ホ)相手の感情に言葉をつけるラべリングですね。「それは辛くなるわ~」みたいな感じで相手が思った感情に言葉をつける事を言います。すると、相手の信頼度が増すんですよねー。因みに否定は逆効果です。

という感じです。
基本的に相手が話し続けられるようにしていこうと意識していくとよろしいかと思います。また、この傾聴ではコミュニケーション力アップにもつながるかと思いますんで、かなり勉強になりますね~。やっぱり命の左右を決める交渉官はレベルが違いますな~。



傾聴の注意事項

そんな大事な傾聴ですが、注意事項もあります。それは反論や否定はしませんが、かといってなんでも「肯定をしろ!」って意味ではないということです。あくまで反論や否定はせずに傾聴をしていくのが目的なのでここで肯定してしまうとその悪い行為に同意してくれた…!って感じになってしまいまずい方向へ進んでいく可能性がありますからね。



実践から見てみよう…!

では、次に上記を踏まえて今回あった実践を見てみましょう。まず、今回は私が駆け付けた時はAさんは黙っていてどういう状況かわかりませんでした。ここからスタートです。
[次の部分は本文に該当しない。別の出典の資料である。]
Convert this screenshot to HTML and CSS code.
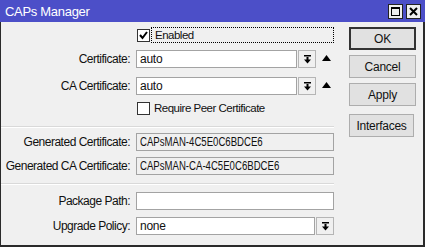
FILE: index.html
```html
<!DOCTYPE html>
<html lang="en">

<head>
    <meta charset="UTF-8">
    <title>CAPs Manager</title>
    <link rel="stylesheet" href="styles.css">
</head>

<body>
    <div class="window">
        <div class="titlebar">
            <span class="title">CAPs Manager</span>
            <div class="title-buttons">
                <span class="tbtn">
                    <svg width="11" height="11" viewBox="0 0 11 11">
                        <rect x="1.5" y="1.5" width="8" height="8" fill="none" stroke="#000" stroke-width="1"/>
                        <rect x="1" y="1" width="9" height="2" fill="#000"/>
                    </svg>
                </span>
                <span class="tbtn">
                    <svg width="11" height="11" viewBox="0 0 11 11">
                        <path d="M2 2 L9 9 M9 2 L2 9" stroke="#000" stroke-width="2"/>
                    </svg>
                </span>
            </div>
        </div>

        <div class="content">
            <div class="form">
                <div class="row check-row enabled-row">
                    <span class="checkbox">
                        <svg width="11" height="11" viewBox="0 0 11 11">
                            <path d="M2 5 L4.5 8 L9 2" fill="none" stroke="#000" stroke-width="2"/>
                        </svg>
                    </span>
                    <span class="check-label focused">Enabled</span>
                </div>

                <div class="row field cert-row">
                    <label>Certificate:</label>
                    <div class="input short">auto</div>
                    <span class="drop">
                        <svg width="9" height="9" viewBox="0 0 9 9">
                            <rect x="1" y="0" width="7" height="1.5" fill="#000"/>
                            <rect x="3.5" y="2" width="2" height="3" fill="#000"/>
                            <path d="M1 4.5 H8 L4.5 8.5 Z" fill="#000"/>
                        </svg>
                    </span>
                    <span class="up">
                        <svg width="9" height="6" viewBox="0 0 9 6"><path d="M0 6 L4.5 0 L9 6 Z" fill="#000"/></svg>
                    </span>
                </div>

                <div class="row field ca-row">
                    <label>CA Certificate:</label>
                    <div class="input short">auto</div>
                    <span class="drop">
                        <svg width="9" height="9" viewBox="0 0 9 9">
                            <rect x="1" y="0" width="7" height="1.5" fill="#000"/>
                            <rect x="3.5" y="2" width="2" height="3" fill="#000"/>
                            <path d="M1 4.5 H8 L4.5 8.5 Z" fill="#000"/>
                        </svg>
                    </span>
                    <span class="up">
                        <svg width="9" height="6" viewBox="0 0 9 6"><path d="M0 6 L4.5 0 L9 6 Z" fill="#000"/></svg>
                    </span>
                </div>

                <div class="row check-row peer-row">
                    <span class="checkbox"></span>
                    <span class="check-label">Require Peer Certificate</span>
                </div>

                <div class="separator sep-one"></div>

                <div class="row field gen-row">
                    <label>Generated Certificate:</label>
                    <div class="input wide readonly"><span class="value">CAPsMAN-4C5E0C6BDCE6</span></div>
                </div>

                <div class="row field gen-ca-row">
                    <label>Generated CA Certificate:</label>
                    <div class="input wide readonly"><span class="value">CAPsMAN-CA-4C5E0C6BDCE6</span></div>
                </div>

                <div class="separator sep-two"></div>

                <div class="row field package-row">
                    <label>Package Path:</label>
                    <div class="input wide"></div>
                </div>

                <div class="row field upgrade-row">
                    <label>Upgrade Policy:</label>
                    <div class="input medium">none</div>
                    <span class="drop">
                        <svg width="9" height="9" viewBox="0 0 9 9">
                            <rect x="1" y="0" width="7" height="1.5" fill="#000"/>
                            <rect x="3.5" y="2" width="2" height="3" fill="#000"/>
                            <path d="M1 4.5 H8 L4.5 8.5 Z" fill="#000"/>
                        </svg>
                    </span>
                </div>
            </div>

            <div class="buttons">
                <button class="btn default">OK</button>
                <button class="btn">Cancel</button>
                <button class="btn">Apply</button>
                <button class="btn narrow interfaces">Interfaces</button>
            </div>
        </div>
    </div>
</body>

</html>
```

FILE: styles.css
```css
body {
    margin: 0;
    font-family: "Liberation Sans", Arial, sans-serif;
    font-size: 12px;
    letter-spacing: -0.25px;
    color: #111;
    background-color: #f0f0f0;
}

.window {
    width: 425px;
    height: 247px;
    box-sizing: border-box;
    border: 1px solid #2a2a2a;
    border-top: none;
    border-right-width: 2px;
    border-bottom-width: 2px;
    background-color: #f0f0f0;
}

.titlebar {
    height: 22px;
    margin: 0 -2px 0 -1px;
    background-color: #4c4fc8;
    display: flex;
    align-items: center;
    justify-content: space-between;
    padding: 0 4px 0 5px;
}

.title {
    color: #fff;
    font-size: 13px;
    letter-spacing: -0.3px;
}

.title-buttons {
    display: flex;
    gap: 3px;
}

.tbtn {
    width: 13px;
    height: 13px;
    background-color: #eee;
    border: 1px solid #222;
    display: flex;
    align-items: center;
    justify-content: center;
}

.content {
    display: flex;
}

.form {
    width: 333px;
    display: flex;
    flex-direction: column;
}

.row {
    display: flex;
    align-items: center;
}

.field label {
    width: 129px;
    margin-right: 6px;
    text-align: right;
    white-space: nowrap;
    letter-spacing: -0.5px;
}

.input {
    height: 18px;
    box-sizing: border-box;
    border: 1px solid #a3a3a3;
    background-color: #fff;
    padding: 0 3px;
    line-height: 16px;
    white-space: nowrap;
}

/* the generated names are drawn in a narrower face */
.input .value {
    display: inline-block;
    letter-spacing: 0;
    transform: scaleX(0.8);
    transform-origin: left center;
}

.input.short {
    width: 161px;
}

.input.medium {
    width: 179px;
}

.input.wide {
    width: 198px;
}

.input.readonly {
    background-color: #f0f0f0;
}

.drop {
    width: 18px;
    height: 18px;
    box-sizing: border-box;
    margin-left: 1px;
    border: 1px solid #b5b5b5;
    background-color: #f0f0f0;
    display: flex;
    align-items: center;
    justify-content: center;
}

.up {
    margin-left: 6px;
    display: flex;
    margin-top: -2px;
}

.check-row {
    padding-left: 136px;
}

.checkbox {
    width: 13px;
    height: 13px;
    box-sizing: border-box;
    border: 1px solid #333;
    background-color: #fff;
    display: flex;
    align-items: center;
    justify-content: center;
}

.check-label {
    margin-left: 1px;
    padding: 0 3px;
    height: 16px;
    line-height: 16px;
    box-sizing: border-box;
    font-size: 11.5px;
    letter-spacing: -0.5px;
}

.check-label.focused {
    flex: 1;
    border: 1px dotted #000;
    line-height: 14px;
}

.separator {
    border-top: 1px solid #d9d9d9;
    border-bottom: 1px solid #fff;
    box-sizing: border-box;
    height: 2px;
}

.enabled-row {
    margin-top: 5px;
}

.cert-row {
    margin-top: 7px;
}

.ca-row {
    margin-top: 9px;
}

.peer-row {
    margin-top: 5px;
}

.sep-one {
    margin-top: 10px;
}

.gen-row {
    margin-top: 5px;
}

.gen-ca-row {
    margin-top: 6px;
}

.sep-two {
    margin-top: 8px;
}

.package-row {
    margin-top: 7px;
}

.upgrade-row {
    margin-top: 7px;
}

.buttons {
    margin-left: 15px;
    padding-top: 5px;
    display: flex;
    flex-direction: column;
    gap: 5px;
}

.btn {
    width: 67px;
    height: 23px;
    font-family: inherit;
    font-size: 12px;
    letter-spacing: -0.25px;
    color: #111;
    background-color: #e1e1e1;
    border: 1px solid #adadad;
    padding: 0;
}

.btn.default {
    border: 2px solid #333;
    outline: none;
}

.btn.narrow {
    width: 65px;
}

.interfaces {
    margin-top: 3px;
}
```
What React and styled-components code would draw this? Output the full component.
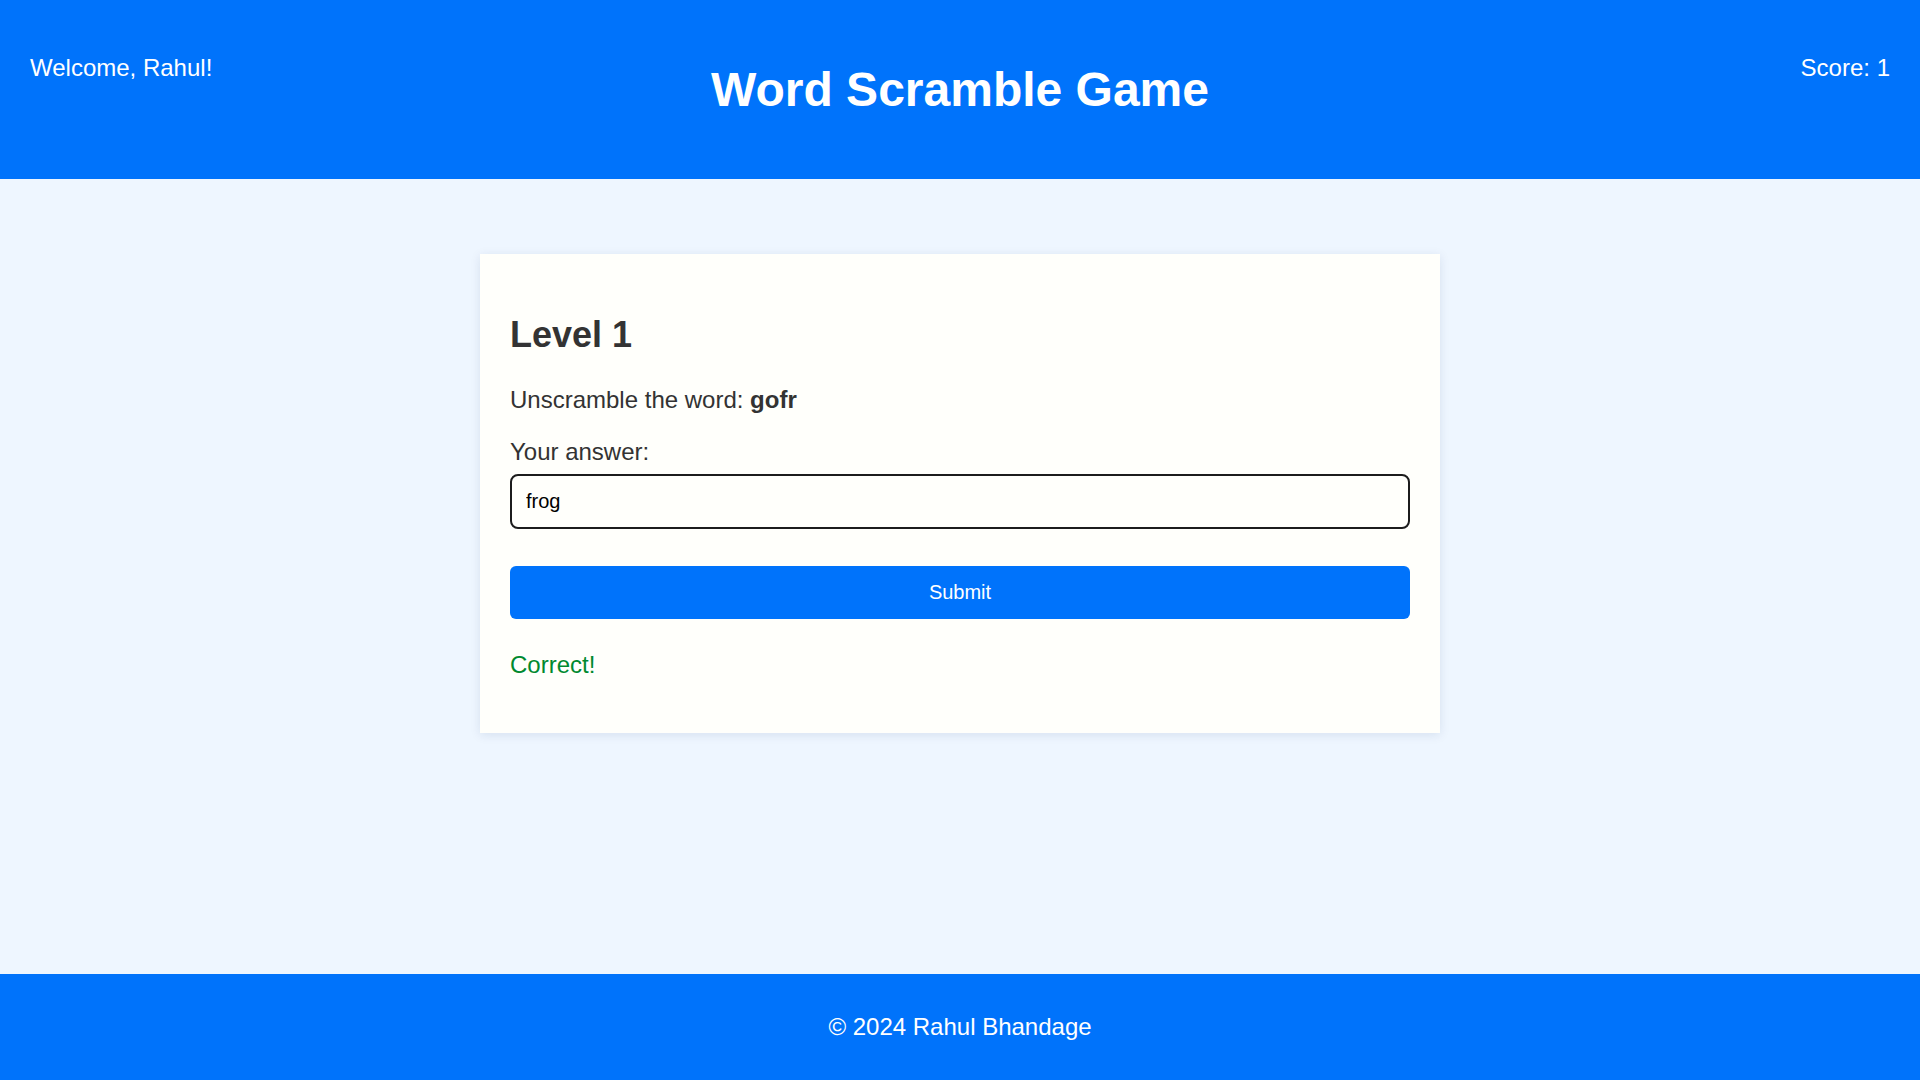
import React, { useState } from 'react'
import styled, { createGlobalStyle } from 'styled-components'

const GlobalStyle = createGlobalStyle`
  html, body, #root {
    margin: 0;
    padding: 0;
    height: 100%;
  }
  body {
    font-family: "Liberation Sans", Arial, sans-serif;
    background-color: #eef6ff;
    color: #333;
  }
`

const Page = styled.div`
  display: flex;
  flex-direction: column;
  min-height: 100vh;
`

const Header = styled.header`
  height: 179px;
  box-sizing: border-box;
  background-color: #0073fb;
  color: #fff;
  display: grid;
  grid-template-columns: 1fr auto 1fr;
  align-items: start;
  padding: 0 30px;
`

const HeaderText = styled.span`
  font-size: 24px;
  margin-top: 54px;
  justify-self: ${p => (p.$right ? 'end' : 'start')};
`

const Title = styled.h1`
  margin: 62px 0 0;
  font-size: 48px;
  font-weight: bold;
`

const Main = styled.main`
  flex: 1;
  display: flex;
  justify-content: center;
  align-items: flex-start;
  padding-top: 75px;
`

const Card = styled.section`
  width: 960px;
  box-sizing: border-box;
  background-color: #fffffb;
  padding: 30px;
  box-shadow: 0 2px 10px rgba(0, 40, 100, 0.1);
`

const Level = styled.h2`
  margin: 30px 0 30px;
  font-size: 36px;
  font-weight: bold;
  color: #333;
`

const Text = styled.p`
  margin: 0 0 24px;
  font-size: 24px;
  color: ${p => p.$color || '#333'};
`

const Label = styled.label`
  display: block;
  font-size: 24px;
  margin-bottom: 8px;
`

const Input = styled.input`
  display: block;
  width: 100%;
  box-sizing: border-box;
  height: 55px;
  padding: 0 14px;
  border: 2.5px solid #1c1c1c;
  border-radius: 8px;
  background: #fffffb;
  font-family: "Liberation Sans", Arial, sans-serif;
  font-size: 20px;
  color: #000;
  outline: none;
`

const Button = styled.button`
  display: block;
  width: 100%;
  height: 53px;
  margin: 37px 0 32px;
  border: none;
  border-radius: 6px;
  background-color: #0073fb;
  color: #fff;
  font-family: "Liberation Sans", Arial, sans-serif;
  font-size: 20px;
  cursor: pointer;
`

const Footer = styled.footer`
  height: 106px;
  background-color: #0073fb;
  color: #fff;
  font-size: 24px;
  display: flex;
  align-items: center;
  justify-content: center;
`

export default function App() {
  const [answer, setAnswer] = useState('frog')

  return (
    <>
      <GlobalStyle />
      <Page>
        <Header>
          <HeaderText>Welcome, Rahul!</HeaderText>
          <Title>Word Scramble Game</Title>
          <HeaderText $right>Score: 1</HeaderText>
        </Header>
        <Main>
          <Card>
            <Level>Level 1</Level>
            <Text>Unscramble the word: <b>gofr</b></Text>
            <Label htmlFor="answer">Your answer:</Label>
            <Input id="answer" value={answer} onChange={e => setAnswer(e.target.value)} />
            <Button>Submit</Button>
            <Text $color="#00892f">Correct!</Text>
          </Card>
        </Main>
        <Footer>© 2024 Rahul Bhandage</Footer>
      </Page>
    </>
  )
}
Ⅰ 最初に「Aさんは、どうしたいんですか?」と話し掛けました。その理由は、上記でいう「①傾聴」の部分に当たります。更に掘り下げると、
イ) オープンクエスチョンで質問する」
を行っていることがわかるかと思います。

Ⅱ Ⅰの質問した後、Aさんが黙り込んだ時に長い時間の沈黙がありました。ここでは上記でいう「①傾聴」の部分に当たります。更に掘り下げると、
A)絶対に相手の話に口出ししない
B)反論しない
ロ)間を意識して作る
を行っていることがわかるかと思います。あせらず、相手が何か言うまで傾聴ですね。

Ⅲ 「ネガティブが止まらない」と言う言葉が出ました。また、その後、Aさんに止まらないネガティブについて聞いてみました。更にネガティブについて具体的に掘り下げていきました。ここでは具体的な話をすることによって「①傾聴」「②共感」をより印象付けることができます。つまり、

A)絶対に相手の話に口出ししない
B)反論しない
C)評価しない
ハ)あいづちはつねに短く

を行っているって感じですね。

それと実はネガティブについてしっかり考えることは非常に効果がありまして、これはメタ認知療法(認知行動療法の一つ)のところで登場した「コントロール喪失実験」というテクニックになります。ネガティブを考えないようにしようとせず、しっかり向き合って考えことによって、ネガティブが増幅せずに済むって方法ですね。
また、エクスプレッシブライティングでも説明した通り、ネガティブの沼にハマると極端になりやすいので、しっかり0、100じゃないよ~ってことにも気づいてもらいます。

Ⅳ もう退勤時間のルールで自力で帰れない場合は親へ連絡をしないといけない。だけど、本人は望んでいない。だから、ギリギリまで待つよ。だけど、時間になったら残念だけど電話をするね。本当はしたくないんだけどね…と話しました。これは「③ラポール」と「④影響」になります。
更に帰ることについて最後に「あとは自分で決めていいよ」と言いました。これは以前にご紹介したBYAFメソッドと言われるテクニックです。軽くおさらいすると、BYAFメソッドは説得や頼みごとをした最後に「でも、自分で決めた方が良いよ」というだけで説得や頼みごとに応じる可能性が2倍になるという最強の説得術の1つとなります。

Ⅴ 以上のようなテクニックを使い、本人は自分の意志で自分で帰宅をしました(「⑤交渉成功」になります)



個人的考察

今回は実際に私が対応したときのことを思い出しながら書いてみました。5段階モデルは非常に役立つテクニックですし、ネガティブについてじっくり考えることは良い事だということを知ってほしかったこと、BYAFメソッドを含めた実践での使用をそのまま書いてみたく今回の形としました。
少しでもご参考になる部分があれば幸いです。